Most of all, I think, is that we resolve to be more available for our human kids.  Both Annalee and Chip have been suffering from our new jobs and how much physical and mental energy they have required.  Virginia hasn't suffered as much, because she is at an age that if we try to ignore her, she'll be on the kitchen counter pulling plates out of the cabinets and starting to fling them like frisbees.  And then, of course, there was the time she got in to the glitter.  We weren't actually sure whether or not she had eaten any until we picked her up from day care the next day.  As I walked in the door, they asked, "did Virginia get into any glitter?  She had the sparkliest blowout we've ever seen today."

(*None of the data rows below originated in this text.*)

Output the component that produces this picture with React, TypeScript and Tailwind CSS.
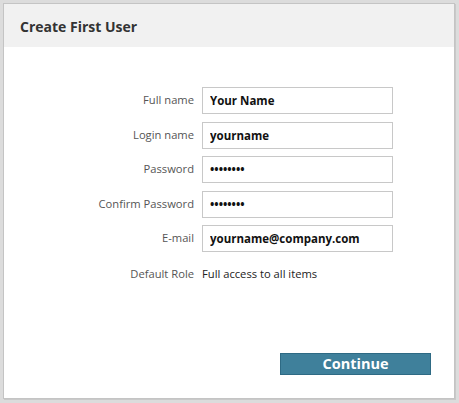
import React from 'react';

const fields = [
  { label: 'Full name', value: 'Your Name', type: 'text' },
  { label: 'Login name', value: 'yourname', type: 'text' },
  { label: 'Password', value: 'password', type: 'password' },
  { label: 'Confirm Password', value: 'password', type: 'password' },
  { label: 'E-mail', value: 'yourname@company.com', type: 'text' },
];

export default function App() {
  return (
    <div
      className="w-[459px] h-[403px] bg-[#dcdcdc] p-[3px] pr-[4px] pb-[4px]"
      style={{ fontFamily: '"Open Sans", "Liberation Sans", sans-serif' }}
    >
      <div className="h-full bg-white border border-[#c4c4c4] shadow-[1px_1px_0_#c9c9c9] flex flex-col">
        {/* Header */}
        <div className="h-[43px] bg-[#f1f1f1] flex items-center pl-[16px] pt-[1px]">
          <h1 className="text-[14px] font-bold text-[#333]">Create First User</h1>
        </div>

        {/* Form */}
        <div className="flex flex-col gap-[7.5px] pt-[40px]">
          {fields.map((f) => (
            <div key={f.label} className="flex items-center">
              <label className="w-[190px] text-right text-[11.2px] text-[#555]">{f.label}</label>
              <input
                type={f.type}
                defaultValue={f.value}
                readOnly
                className="ml-[8px] w-[191px] h-[27px] border border-[#c8c8c8] px-[7px] text-[11.5px] font-bold text-[#111] outline-none"
                style={{ fontFamily: '"Open Sans", "Liberation Sans", sans-serif' }}
              />
            </div>
          ))}
          <div className="flex items-center mt-[6px]">
            <span className="w-[190px] text-right text-[11.2px] text-[#555]">Default Role</span>
            <span className="ml-[8px] text-[11.2px] text-[#222]">Full access to all items</span>
          </div>
        </div>

        <div className="flex-1" />

        {/* Footer */}
        <div className="flex justify-end pr-[23px] pb-[23px]">
          <button className="w-[151px] h-[22px] bg-[#3f809b] border border-[#2e6a84] text-white text-[14.5px] font-bold leading-none flex items-center justify-center">
            Continue
          </button>
        </div>
      </div>
    </div>
  );
}
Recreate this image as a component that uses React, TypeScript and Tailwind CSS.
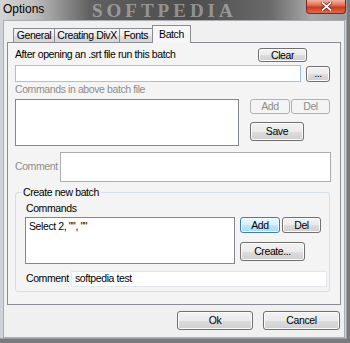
import clsx from 'clsx';

const font = "font-['Liberation_Sans',Arial,sans-serif]";

type BtnProps = { label: string; size: string; kind?: 'normal' | 'disabled' | 'focus' };

const Btn = ({ label, size, kind = 'normal' }: BtnProps) => (
  <div
    className={clsx(
      'flex shrink-0 items-center justify-center rounded-[3px] border leading-none',
      size,
      kind === 'normal' &&
        'border-[#707070] text-black bg-[linear-gradient(#f2f2f2_0%,#ebebeb_50%,#dddddd_51%,#cfcfcf_100%)] shadow-[inset_0_0_0_1px_#fbfbfb]',
      kind === 'focus' &&
        'border-[#3c7fb1] text-black bg-[linear-gradient(#eaf6fd_0%,#d9f0fc_50%,#bee6fd_51%,#a7d9f5_100%)] shadow-[inset_0_0_0_1px_#f4fbff]',
      kind === 'disabled' && 'border-[#adb2b5] bg-[#f4f4f4] text-[#8d8d8d]'
    )}
  >
    {label}
  </div>
);

const tabs = [
  { label: 'General', w: 'w-[42px]' },
  { label: 'Creating DivX', w: 'w-[66px]' },
  { label: 'Fonts', w: 'w-[34px]' },
];

export default function App() {
  return (
    <div
      className={clsx(
        'w-[350px] h-[343px] overflow-hidden bg-[#7a7a7a] text-[10.5px] tracking-[-0.4px] whitespace-nowrap text-black',
        font
      )}
    >
      <div className="w-[347px] h-[339px] bg-[#cfd3d8] flex flex-col border-r border-b border-[#9aa0a6]">
        {/* title bar */}
        <div className="relative h-[20px] shrink-0 overflow-hidden bg-[linear-gradient(90deg,#d4d4d4_0%,#bdbdbd_10%,#606060_26%,#4c4c4c_55%,#6a6a6a_78%,#a9a9a9_90%,#9b9b9b_100%)] flex items-start">
          <span className="pl-[3px] pt-[3px] text-[12px] tracking-normal leading-none text-black">Options</span>
          <span className="absolute left-[92px] top-[1px] leading-none font-['Liberation_Serif',serif] font-bold text-[19px] tracking-[4px] text-white/40">
            SOFTPEDIA
          </span>
          <div className="absolute right-[0px] top-0 w-[40px] h-[14px] rounded-b-[4px] border border-t-0 border-[#7a2a1e] bg-[linear-gradient(#f0b3a2_0%,#e0705a_40%,#cc3a1e_55%,#e46a4c_100%)] flex items-center justify-center">
            <svg width="11" height="9" viewBox="0 0 11 9">
              <path d="M1.5 1 L9.5 8 M9.5 1 L1.5 8" stroke="#5a1c14" strokeWidth="3.2" strokeLinecap="square" />
              <path d="M1.5 1 L9.5 8 M9.5 1 L1.5 8" stroke="#ffffff" strokeWidth="1.8" strokeLinecap="square" />
            </svg>
          </div>
        </div>

        {/* client area */}
        <div className="ml-[3px] w-[342px] h-[318px] bg-[#f0f0f0] border border-[#a9aeb4] flex flex-col">
          {/* tabs */}
          <div className="ml-[6px] mt-[4px] h-[17px] flex items-end pl-[3px] relative z-10">
            {tabs.map((t) => (
              <div
                key={t.label}
                className={clsx(
                  'h-[14px] -mr-px border border-b-0 border-[#898c95] bg-[linear-gradient(#f3f3f3_0%,#ebebeb_50%,#dedede_51%,#d5d5d5_100%)] flex items-center justify-center',
                  t.w
                )}
              >
                {t.label}
              </div>
            ))}
            <div className="h-[18px] w-[39px] -mb-px border border-b-0 border-[#898c95] bg-[#f7f7f7] flex items-center justify-center">
              Batch
            </div>
          </div>

          {/* tab panel */}
          <div className="ml-[3px] w-[334px] h-[263px] border border-[#898c95] bg-[#f4f4f4] flex flex-col pl-[7px]">
            <div className="mt-[5px] flex items-center justify-between w-[292px] h-[14px]">
              <span>After opening an .srt file run this batch</span>
              <Btn label="Clear" size="w-[49px] h-[14px]" />
            </div>
            <div className="mt-[3px] flex items-center gap-[5px]">
              <div className="w-[286px] h-[17px] bg-white border border-[#9fc3e6]" />
              <Btn label="..." size="w-[24px] h-[16px]" />
            </div>
            <div className="mt-[1px] h-[13px] leading-[13px] text-[#8d8d8d]">Commands in above batch file</div>
            <div className="mt-[3px] flex gap-[11px]">
              <div className="w-[224px] h-[47px] bg-white border border-[#828790]" />
              <div className="flex flex-col">
                <div className="flex gap-[1px]">
                  <Btn label="Add" size="w-[40px] h-[15px]" kind="disabled" />
                  <Btn label="Del" size="w-[39px] h-[15px]" kind="disabled" />
                </div>
                <div className="mt-[8px]">
                  <Btn label="Save" size="w-[54px] h-[19px]" kind="normal" />
                </div>
              </div>
            </div>
            <div className="mt-[6px] flex items-center">
              <span className="w-[45px] shrink-0 text-[#8d8d8d]">Comment</span>
              <div className="w-[271px] h-[30px] bg-white border border-[#abadb3]" />
            </div>

            {/* group box */}
            <div className="relative mt-[10px] w-[315px] h-[100px] rounded-[3px] border border-[#d5dfe5] pl-[9px] flex flex-col">
              <span className="absolute left-[5px] top-[-7px] leading-[12px] px-[2px] bg-[#f4f4f4]">Create new batch</span>
              <div className="mt-[9px] pl-[1px] h-[13px] leading-[13px]">Commands</div>
              <div className="mt-[2px] flex gap-[5px]">
                <div className="w-[210px] h-[47px] bg-white border border-[#828790] pl-[3px] pt-[1px]">
                  {'Select 2, "", ""'}
                </div>
                <div className="flex flex-col">
                  <div className="flex gap-[2px]">
                    <Btn label="Add" size="w-[40px] h-[16px]" kind="focus" />
                    <Btn label="Del" size="w-[39px] h-[16px]" />
                  </div>
                  <div className="mt-[9px]">
                    <Btn label="Create..." size="w-[65px] h-[19px]" />
                  </div>
                </div>
              </div>
              <div className="mt-[7px] flex items-center">
                <span className="pl-[1px] w-[46px] shrink-0">Comment</span>
                <div className="w-[256px] h-[16px] bg-white border border-[#e3e6ea] flex items-center pl-[3px]">
                  softpedia test
                </div>
              </div>
            </div>
          </div>

          {/* dialog buttons */}
          <div className="mt-[6px] flex justify-end gap-[10px] pr-[4px]">
            <Btn label="Ok" size="w-[76px] h-[19px]" />
            <Btn label="Cancel" size="w-[77px] h-[19px]" />
          </div>
        </div>
      </div>
    </div>
  );
}
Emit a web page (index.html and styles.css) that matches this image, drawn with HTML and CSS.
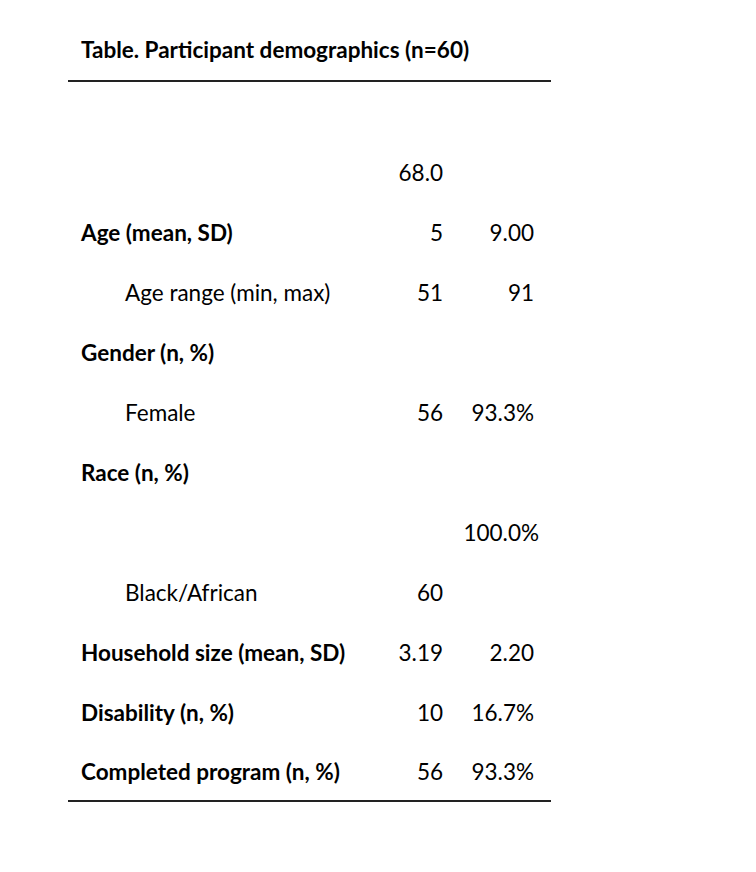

I also resolve to retain my sense of humor.  I've had to do that with the teaching gig, as even when I think I am finally getting it with the kids and maybe helping them understand and connect with the literature, I get my tail handed to me on a platter by administration for one foible or another.  Life is short, and I'm beginning to realize that maybe we aren't supposed to be miserable all the time just so we can say we work hard.  There must be balance, and we must live productively and responsibly, but also choose paths where we can find joy
Louisianna and her twins, surrounded by cold puddles.  This is the time to think of renewal and possibilities.